Sort of kidding but mostly not. There’s something to be said about having some structure and stability to our lives. Also something to be said about getting eight hours of sleep.

6. Exploring our creativity

As kids, we didn’t look at the Crayola 64 pack (complete with sharpener, yes) and say, “Oh, no, thanks anyway, but I’m not creative.” We sat down and colored. As adults, however, we learned to divide ourselves and others into two camps of people: those who “are creative” and those who “are not creative.” I think this is possibly the biggest load of horseshit out there. Merriam Webster defines creativity simply as “the ability to create.” Just by being human, you possess the ability to create. And part of why creativity is such an important aspect of our lives as humans is that it’s the ultimate expression of our originality. It’s freeing, it’s fun and it gets us closer and closer to our true self, rejecting the believed need for constant comparison between ourselves and others. Through whatever form of “creating” most speaks to you, by tapping back into that creativity that you so enthusiastically explored as a kid – and by simply being you, with all of your nuances and abilities and imperfections – you’ll be bringing something to the world that no one else can offer. That’s powerful.

7. Honesty

We didn’t learn to lie until we learned shame and consequences, because before then, we didn’t know that we’d ever need to lie. Over time, we became hardened and guarded, learning how, when and why to be dishonest. Maybe we viewed it as protecting others or protecting ourselves; maybe it was how we learned to get ourselves out of sticky situations. But a careful consideration of our tendencies when it comes to dishonesty might be the thing that helps us get back to that more pure, optimistic and liberated state that we associate with kids. What in our lives now makes us feel like we need to lie? Who do we tend to lie to? Others? Ourselves? Do our lies tend to help or do they tend to hurt? What might happen if we became more forthright with truths?

8. Playtime

Playtime is hugely important to our happiness and yet it’s often the first thing to go for many adults. We’re so busy trudging through to-do lists in our jobs and at home that to make time for play is basically unfathomable; after all, playing doesn’t produce anything of value and we’re living in a “time is money” world. But when we don’t set aside time to do things that are nothing but fun for us like we once did as kids – when we lose our willingness to be silly – we’re missing out on a major part of our lives. (Not to mention we’re sacrificing the kind of energy and joy and excitement that we can bring to the tasks we have on those to-do lists, so if you were feeling skeptical about getting away from that pile of work you have for an hour, now you know why you downright need to go run around on an adventure.)

9. Curiosity

Before we learned that knowledge was something that would be tested, we wanted to know things purely out of curiosity. We weren’t learning for the sake of a GPA or to drop facts in some insecure attempt to impress others. We just wanted to know things – a lot of things. And maybe over time we retained that curiosity, that desire to know. Or maybe we lost some of that as we became more and more wrapped up by all the things that we were told we had to know. What would get you excited to know again? What would make you approach your world with a more child-like curiosity?

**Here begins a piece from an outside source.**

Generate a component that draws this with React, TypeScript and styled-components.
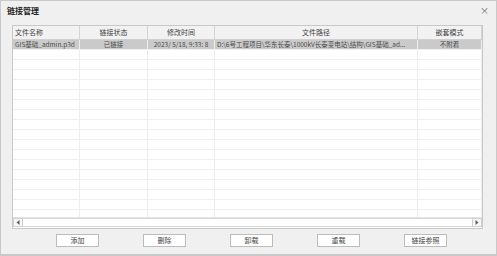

10. The occasional act of rebellion

A little (legal) rebellion can be good for us. As kids we knew this. My friends and I ran away from home; we ate tubs of icing in a closet; we used all the lemonade mix in the kitchen for lemonade stands, broke tables by dragging them out to the sidewalk and generally ended up drinking all of it ourselves and being wired till midnight – so on and so forth. Half of the time our parents were probably ready to put us on the curb with a “FREE” sign strapped around our necks, but at least we were pushing boundaries. A little rebellion is fun, it’s exhilarating and it definitely teaches us a few things, at the very least about who we are and what we’re willing to try. It makes us a little bit braver, a little more courageous. As we get older and filter into adult life though, with its obligations and expectations of us, we start to rebel less and less and conform more and more. Part of that’s probably because the part of our brain that houses our rationality complex is finally fully developed by 25 (which is to say that it’s probably a good thing), but maybe another part of it is just that we start to forget what it was like to live a little on the edge, to push ourselves outside of our comfort zones. I’m not sure what the adult equivalent of running away from home would be (please don’t not show up at work after reading this), but I think you should go do that. A little bit of it. Occasionally.

11. Living in the now

When we were little, we ran around without much worry as to the future or anxiety over the past, living fully and in the now, and maybe that’s because at that point we hadn’t yet developed an ego. I think the ego is that fear-driven place inside us that tells us that we’re not good enough, that taking a risk might not pay off, that cautions us from getting hurt and tells us to avoid, to back away. So we spend years learning to be afraid, and then, maybe sometime in our early adult life, we realize that it’s job to unlearn that a little if we ever want to be happy, if we ever want to again be able to live fully in the now. Maybe it’s in living in the now that we allow ourselves to wake up every day and discover what life at our most alive really means.

12. Authenticity

As kids, we may not have been fully developed, rational, introspective human beings, but we were very much our authentic selves. After all, we hadn’t yet learned what was “cool” and “uncool.” We hadn’t yet learned that there’s such thing as social hierarchy. We hadn’t yet learned that you might have to actually work to simply belong, that belonging amongst other people just like you could possibly be an active pursuit. We hadn’t yet learned to be worried about how we’ll be perceived, that we might need to control and measure our actions against the behaviors of others to make sure that we’re safe and in line with those around us. As we get older – as we become all of these things – we tend to get further and further from who we really are. What might we be like if we tapped back into that place inside of us that lives more by what we love than what we’ve learned we should love? What might we feel towards ourselves and towards others? How might that kid inside each of us come through?